HAYATTA KALMA VE UMUT: AURORA’NIN DOĞUŞU

Ermenistanlı belgeselci Inna Sahakyan’ın yönettiği Aurora’nın Doğuşu, röportajlar, animasyon sahneleri ve arşiv görüntülerini bir araya getiriyor. Film, Aurora Mardiganian’ın yaşam öyküsü üzerinden trajedi, hayatta kalma ve insan ruhunun dayanıklılığını anlatıyor.

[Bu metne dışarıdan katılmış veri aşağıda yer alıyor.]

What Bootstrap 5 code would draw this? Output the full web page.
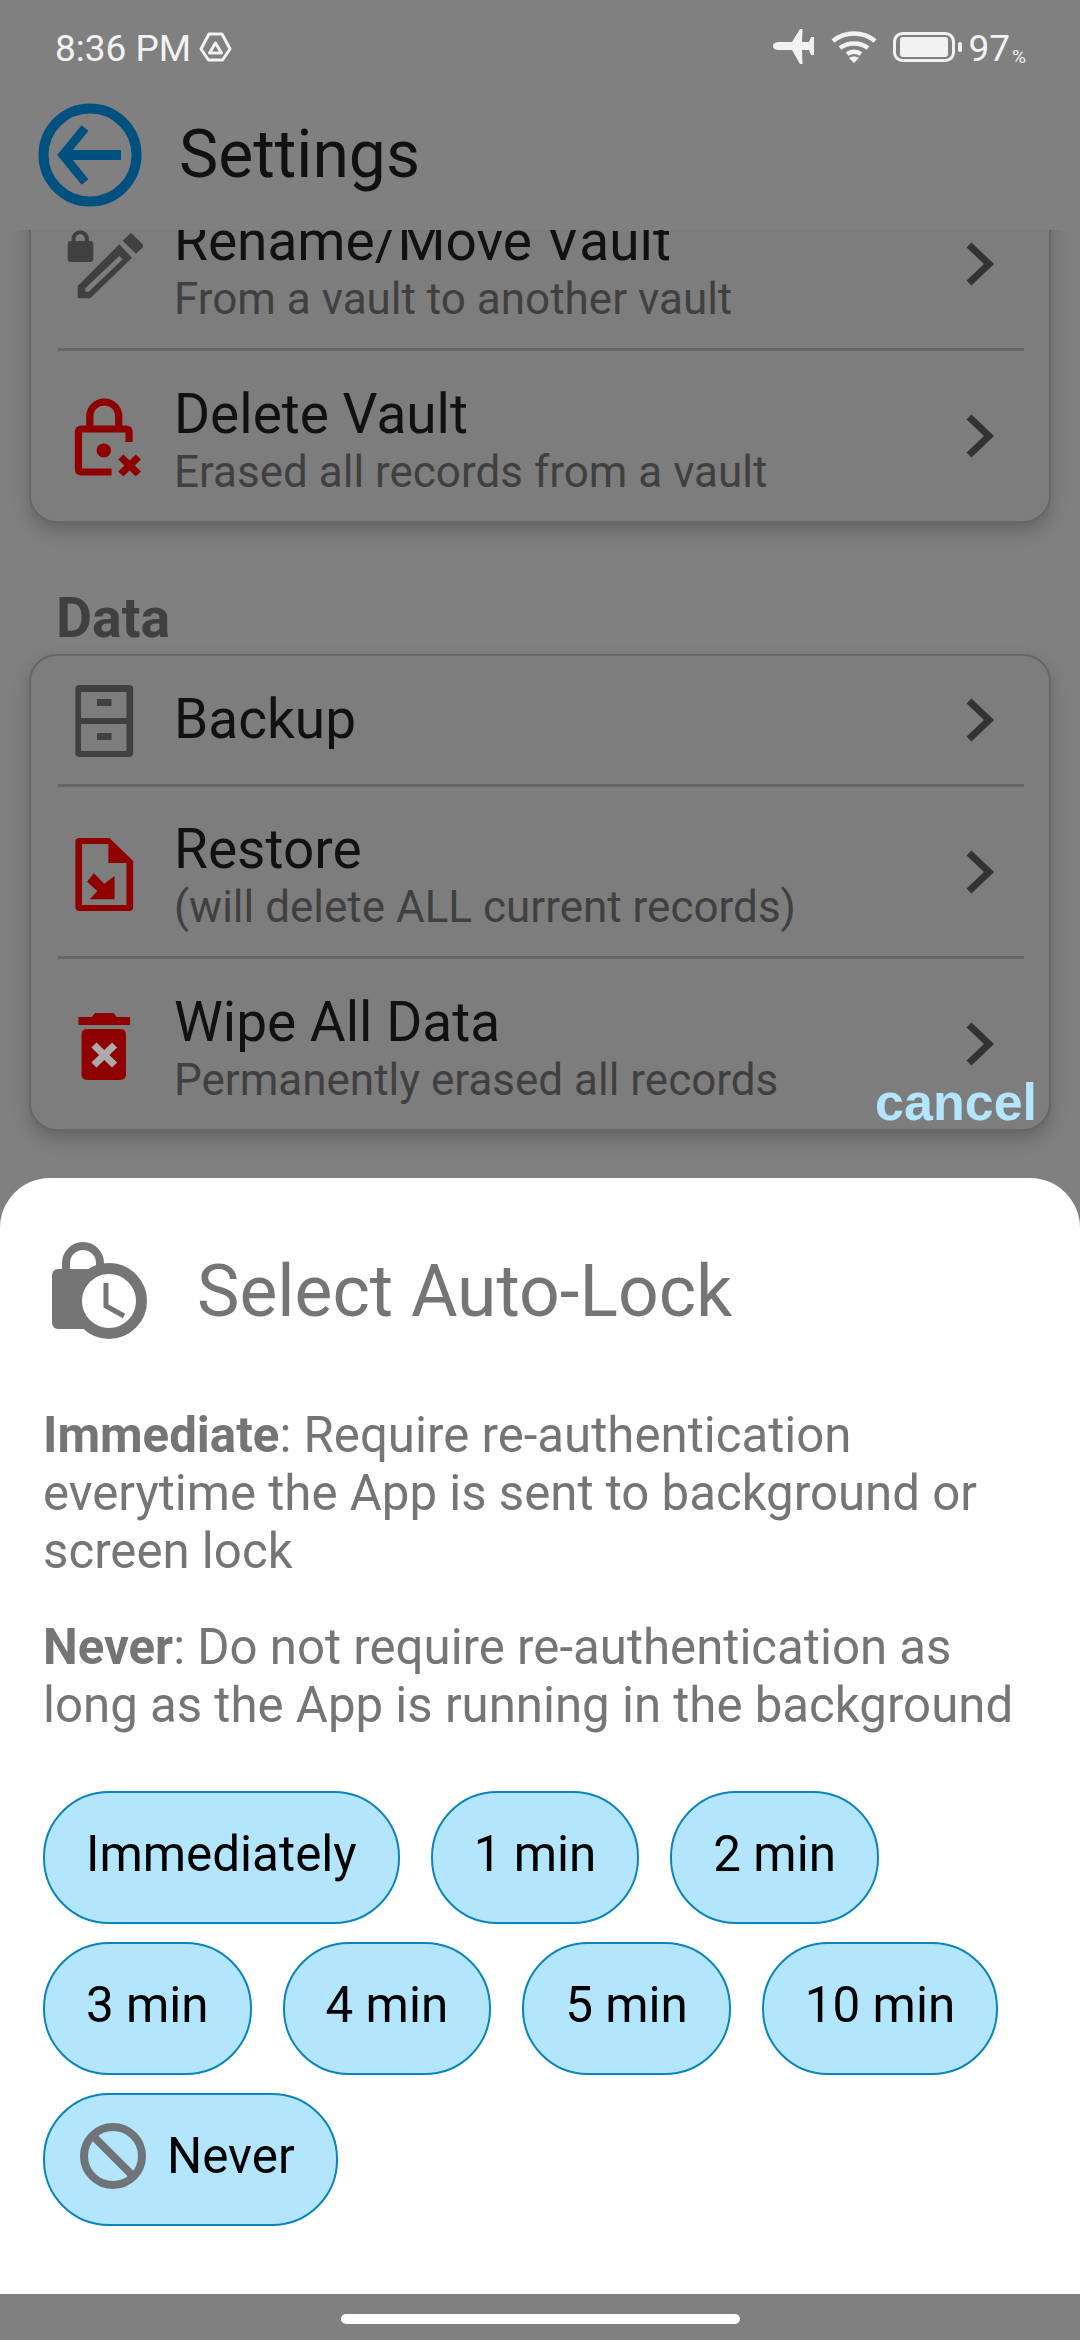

FANTASTİK BİR ANLATI: GÜNDÜZ APOLLON GECE ATHENA

Festivalin konukları arasında yer alan senarist ve yapımcı Emine Yıldırım’ın ilk uzun metraj yönetmenlik denemesi Gündüz Apollon Gece Athena da izleyiciyle buluştu. Film, yetimhanede büyüyen ve yetişkinliğinde hayaletler görmeye başlayan Defne’nin, annesinin izini sürmek için Side Antik Kenti’nde çıktığı fantastik yolculuğu konu alıyor. Yapım, travmalar, kadınlık halleri ve kolektif hafıza temalarını fantastik ve mizahi bir dille ele alıyor.

YÖNETMEN EMİNE YILDIRIM’IN DEĞERLENDİRMELERİ

Gösterimin ardından konuşan Emine Yıldırım, filmin Amed Film Festivali’nde yer almasından duyduğu memnuniyeti dile getirdi. Yıldırım, filmde umut duygusunu öne çıkarmayı hedeflediklerini belirterek, kadın karakterlerin merkezde olduğu bir anlatıyı bilinçli olarak tercih ettiklerini ifade etti. Filmde farklı kadınlık ve annelik hallerinin tek bir kalıba sığdırılamayacağını göstermeye çalıştıklarını da vurguladı.